##### Stored rows #####

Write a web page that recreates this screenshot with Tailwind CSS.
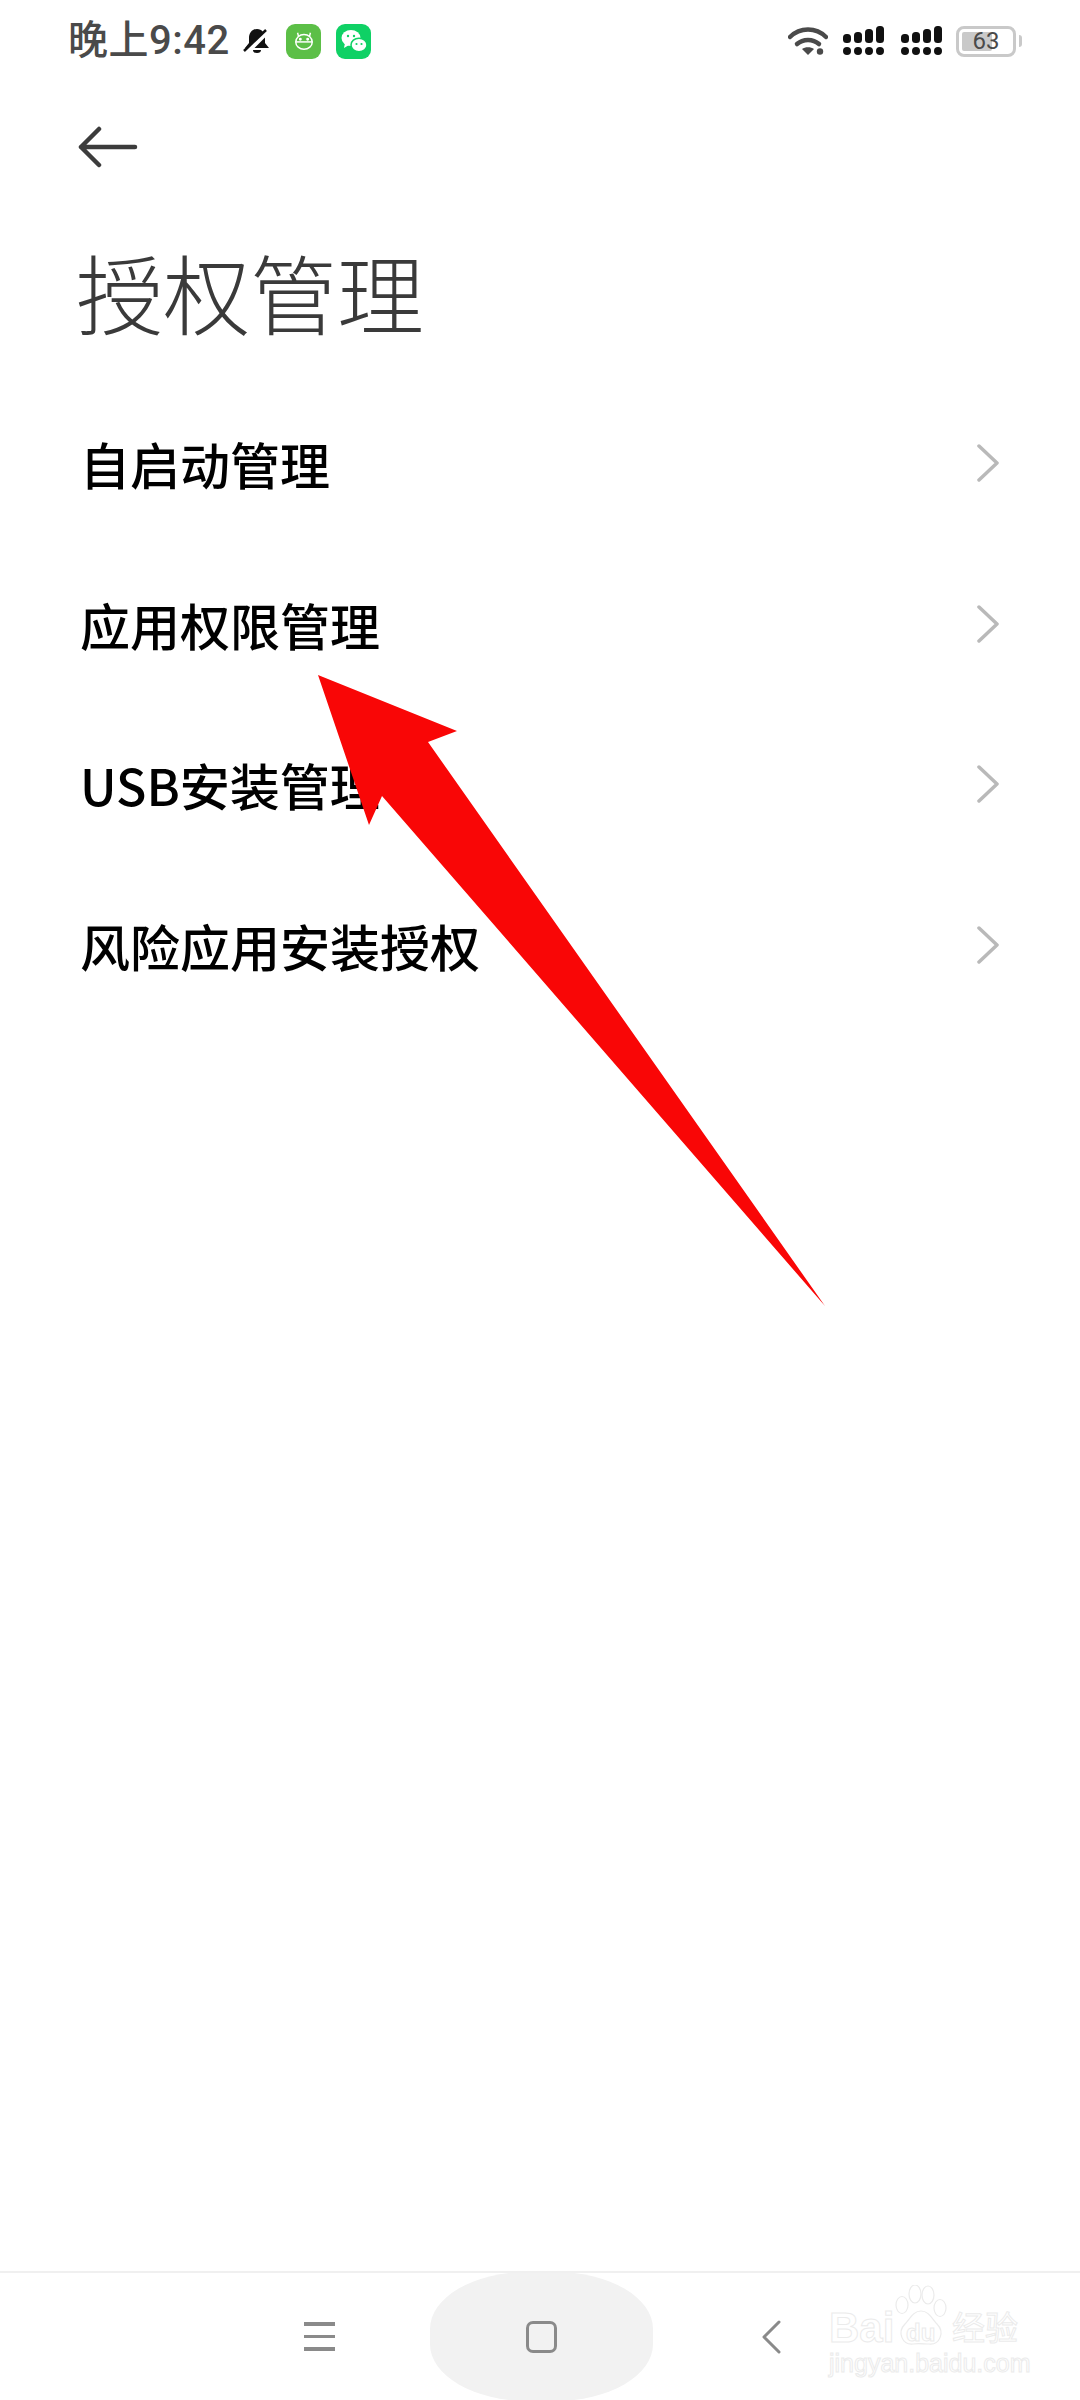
<!DOCTYPE html>
<html lang="zh-CN">
  <head>
    <meta charset="UTF-8" />
    <meta name="viewport" content="width=device-width, initial-scale=1.0" />
    <title>授权管理</title>
    <script src="https://cdn.jsdelivr.net/npm/@tailwindcss/browser@4"></script>
  </head>
  <body class="bg-white">
    <div class="relative w-[1080px] h-[2400px] overflow-hidden bg-white flex flex-col font-['Noto_Sans_CJK_SC','Noto_Sans',sans-serif]">
      <!-- status bar -->
      <div class="h-[82px] pl-[68px] pr-[58px] flex items-center shrink-0">
        <span class="text-[40px] leading-none font-medium text-[#4a4a4a] font-['Roboto','Noto_Sans_CJK_SC',sans-serif] w-[158px] whitespace-nowrap tracking-[0.5px]">晚上9:42</span>
        <svg class="w-[30px] h-[30px] ml-[16px]" viewBox="0 0 30 30">
          <path d="M15 3c-5 0-8 4-8 9v5l-4 5h24l-4-5v-5c0-5-3-9-8-9z" fill="#111" />
          <path d="M11 24h8a4 3 0 0 1-8 0z" fill="#111" />
          <path d="M4 27L26 5" stroke="#fff" stroke-width="5" />
          <path d="M2 25L24 4" stroke="#111" stroke-width="2.5" />
        </svg>
        <div class="w-[35px] h-[35px] ml-[14px] rounded-[9px] bg-[#5cbf47] flex items-center justify-center">
          <svg class="w-[22px] h-[22px]" viewBox="0 0 24 24" fill="none" stroke="#fff" stroke-width="1.6">
            <path d="M6 7L5 3M18 7l1-4" />
            <ellipse cx="12" cy="13" rx="9" ry="8" />
            <path d="M3 13h18" />
            <circle cx="8" cy="10" r="0.8" fill="#fff" />
            <circle cx="16" cy="10" r="0.8" fill="#fff" />
          </svg>
        </div>
        <div class="w-[35px] h-[35px] ml-[15px] rounded-[9px] bg-[#0fd165] flex items-center justify-center">
          <svg class="w-[30px] h-[30px]" viewBox="0 0 30 30">
            <ellipse cx="12" cy="12" rx="9.5" ry="8" fill="#fff" />
            <path d="M6 17l-1 5 5-3z" fill="#fff" />
            <ellipse cx="20" cy="19" rx="8" ry="6.8" fill="#fff" stroke="#0fd165" stroke-width="1.5" />
            <circle cx="9" cy="10" r="1.2" fill="#0fd165" />
            <circle cx="15" cy="10" r="1.2" fill="#0fd165" />
            <circle cx="17.500" cy="18" r="1.100" fill="#0fd165" />
            <circle cx="22.500" cy="18" r="1.100" fill="#0fd165" />
          </svg>
        </div>
        <svg class="w-[40px] h-[30px] ml-auto" viewBox="0 0 40 30" fill="none">
          <path d="M2 11C12 1 28 1 38 11" stroke="#4a4a4a" stroke-width="4.500" stroke-linecap="round" />
          <path d="M9 18c6-5.500 16-5.500 22 0" stroke="#4a4a4a" stroke-width="4.500" stroke-linecap="round" />
          <path d="M14 23c3-2.500 9-2.500 12 0l-6 6z" fill="#4a4a4a" />
          <circle cx="32" cy="25.500" r="3.200" fill="#4a4a4a" />
        </svg>
        <svg class="w-[42px] h-[30px] ml-[15px]" viewBox="0 0 42 30" fill="#111">
          <rect x="0" y="8" width="8" height="9" rx="3.500" />
          <rect x="11" y="6" width="8" height="11" rx="3.500" />
          <rect x="22" y="3" width="8" height="14" rx="3.500" />
          <rect x="33" y="0" width="8" height="17" rx="3.500" />
          <circle cx="4" cy="25" r="4" />
          <circle cx="15" cy="25" r="4" />
          <circle cx="26" cy="25" r="4" />
          <circle cx="37" cy="25" r="4" />
        </svg>
        <svg class="w-[42px] h-[30px] ml-[16px]" viewBox="0 0 42 30" fill="#111">
          <rect x="0" y="8" width="8" height="9" rx="3.500" />
          <rect x="11" y="6" width="8" height="11" rx="3.500" />
          <rect x="22" y="3" width="8" height="14" rx="3.500" />
          <rect x="33" y="0" width="8" height="17" rx="3.500" />
          <circle cx="4" cy="25" r="4" />
          <circle cx="15" cy="25" r="4" />
          <circle cx="26" cy="25" r="4" />
          <circle cx="37" cy="25" r="4" />
        </svg>
        <div class="relative w-[60px] h-[31px] ml-[13px] rounded-[8px] border-[3px] border-[#c9c9c9] flex items-center justify-center">
          <div class="absolute left-[3px] top-[3px] bottom-[3px] w-[30px] rounded-[2px] bg-[#c9c9c9]"></div>
          <span class="relative text-[24px] leading-none text-[#4a4a4a] font-['Roboto',sans-serif]">63</span>
        </div>
        <div class="w-[3px] h-[12px] ml-[3px] rounded-r-full bg-[#c9c9c9]"></div>
      </div>

      <!-- back -->
      <div class="pl-[78px] pt-[44px] shrink-0">
        <svg class="w-[60px] h-[42px] block" viewBox="0 0 60 42" fill="none" stroke="#3c3c3c" stroke-width="4.500" stroke-linecap="round" stroke-linejoin="round">
          <path d="M21 3L3 21l18 18M3 21h54" />
        </svg>
      </div>

      <!-- title -->
      <h1 class="pl-[76px] mt-[73px] h-[100px] text-[87px] leading-[100px] font-light text-[#3a3a3a] shrink-0">授权管理</h1>

      <!-- rows -->
      <ul class="mt-[42px]">
        <li class="h-[160.500px] pl-[80px] pr-[80px] flex items-center justify-between">
          <span class="text-[50px] leading-none font-medium text-black">自启动管理</span>
          <svg class="w-[24px] h-[38px]" viewBox="0 0 24 38" fill="none" stroke="#b9b9b9" stroke-width="3.500" stroke-linecap="round" stroke-linejoin="round"><path d="M3 2l18 17L3 36" /></svg>
        </li>
        <li class="h-[160.500px] pl-[80px] pr-[80px] flex items-center justify-between">
          <span class="text-[50px] leading-none font-medium text-black">应用权限管理</span>
          <svg class="w-[24px] h-[38px]" viewBox="0 0 24 38" fill="none" stroke="#b9b9b9" stroke-width="3.500" stroke-linecap="round" stroke-linejoin="round"><path d="M3 2l18 17L3 36" /></svg>
        </li>
        <li class="h-[160.500px] pl-[80px] pr-[80px] flex items-center justify-between">
          <span class="text-[50px] leading-none font-medium text-black">USB安装管理</span>
          <svg class="w-[24px] h-[38px]" viewBox="0 0 24 38" fill="none" stroke="#b9b9b9" stroke-width="3.500" stroke-linecap="round" stroke-linejoin="round"><path d="M3 2l18 17L3 36" /></svg>
        </li>
        <li class="h-[160.500px] pl-[80px] pr-[80px] flex items-center justify-between">
          <span class="text-[50px] leading-none font-medium text-black">风险应用安装授权</span>
          <svg class="w-[24px] h-[38px]" viewBox="0 0 24 38" fill="none" stroke="#b9b9b9" stroke-width="3.500" stroke-linecap="round" stroke-linejoin="round"><path d="M3 2l18 17L3 36" /></svg>
        </li>
      </ul>

      <!-- bottom nav -->
      <div class="mt-auto h-[129px] shrink-0 border-t-2 border-[#f0f0f0] flex items-center relative overflow-hidden">
        <div class="ml-[304px] w-[31px] flex flex-col gap-[9px]">
          <div class="h-[3.500px] bg-[#8a8a8a]"></div>
          <div class="h-[3.500px] bg-[#8a8a8a]"></div>
          <div class="h-[3.500px] bg-[#8a8a8a]"></div>
        </div>
        <div class="ml-[95px] w-[223px] h-[129px] rounded-[44%] bg-[#f2f2f2] flex items-center justify-center">
          <div class="w-[31px] h-[32px] rounded-[7px] border-[3px] border-[#8a8a8a]"></div>
        </div>
        <svg class="ml-[108px] w-[20px] h-[34px]" viewBox="0 0 20 34" fill="none" stroke="#8a8a8a" stroke-width="3" stroke-linecap="round" stroke-linejoin="round"><path d="M18 2L3 17l15 15" /></svg>
      </div>

      <!-- red arrow annotation -->
      <svg class="absolute left-0 top-0 w-[1080px] h-[2400px] pointer-events-none" viewBox="0 0 1080 2400">
        <polygon points="318,675 457,731 428,742 825,1306 382,796 369,825" fill="#f90606" />
      </svg>

      <!-- watermark -->
      <div class="absolute left-[829px] top-[2285px] w-[195px] h-[95px] font-['Liberation_Sans',sans-serif] text-white [-webkit-text-stroke:1px_#ebebeb]">
        <svg class="absolute left-[62px] top-0 w-[60px] h-[62px]" viewBox="0 0 60 62" fill="none" stroke="#ebebeb" stroke-width="1.200">
          <ellipse cx="24" cy="9" rx="6" ry="9" />
          <ellipse cx="37" cy="10" rx="6" ry="9" />
          <ellipse cx="11" cy="20" rx="6" ry="8.500" />
          <ellipse cx="49" cy="23" rx="6" ry="8.500" />
          <path d="M30 26c8 0 11 8 16 13 8 8 3 21-8 20-5 0-11-1-16 0-11 1-16-12-8-20 5-5 8-13 16-13z" />
        </svg>
        <span class="absolute left-0 top-[22px] text-[42px] leading-none font-bold">Bai</span>
        <span class="absolute left-[77px] top-[36px] text-[24px] leading-none font-bold">du</span>
        <span class="absolute left-[123px] top-[25px] text-[33px] leading-none font-['Noto_Sans_CJK_SC',sans-serif] whitespace-nowrap">经验</span>
        <span class="absolute left-0 top-[66px] text-[25px] leading-none whitespace-nowrap">jingyan.baidu.com</span>
      </div>
    </div>
  </body>
</html>
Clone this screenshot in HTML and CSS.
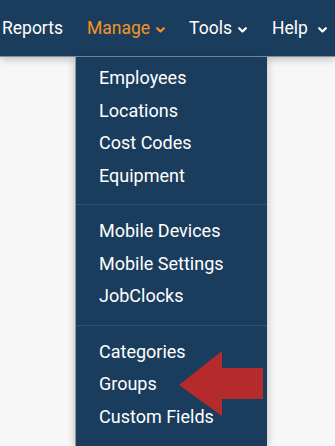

#####

• **Instructions to follow**:
Identify each line containing the string "this" and copy it out.

• **Written answer**:
Write a web page that recreates this screenshot with Tailwind CSS.
Clone this screenshot in HTML and CSS.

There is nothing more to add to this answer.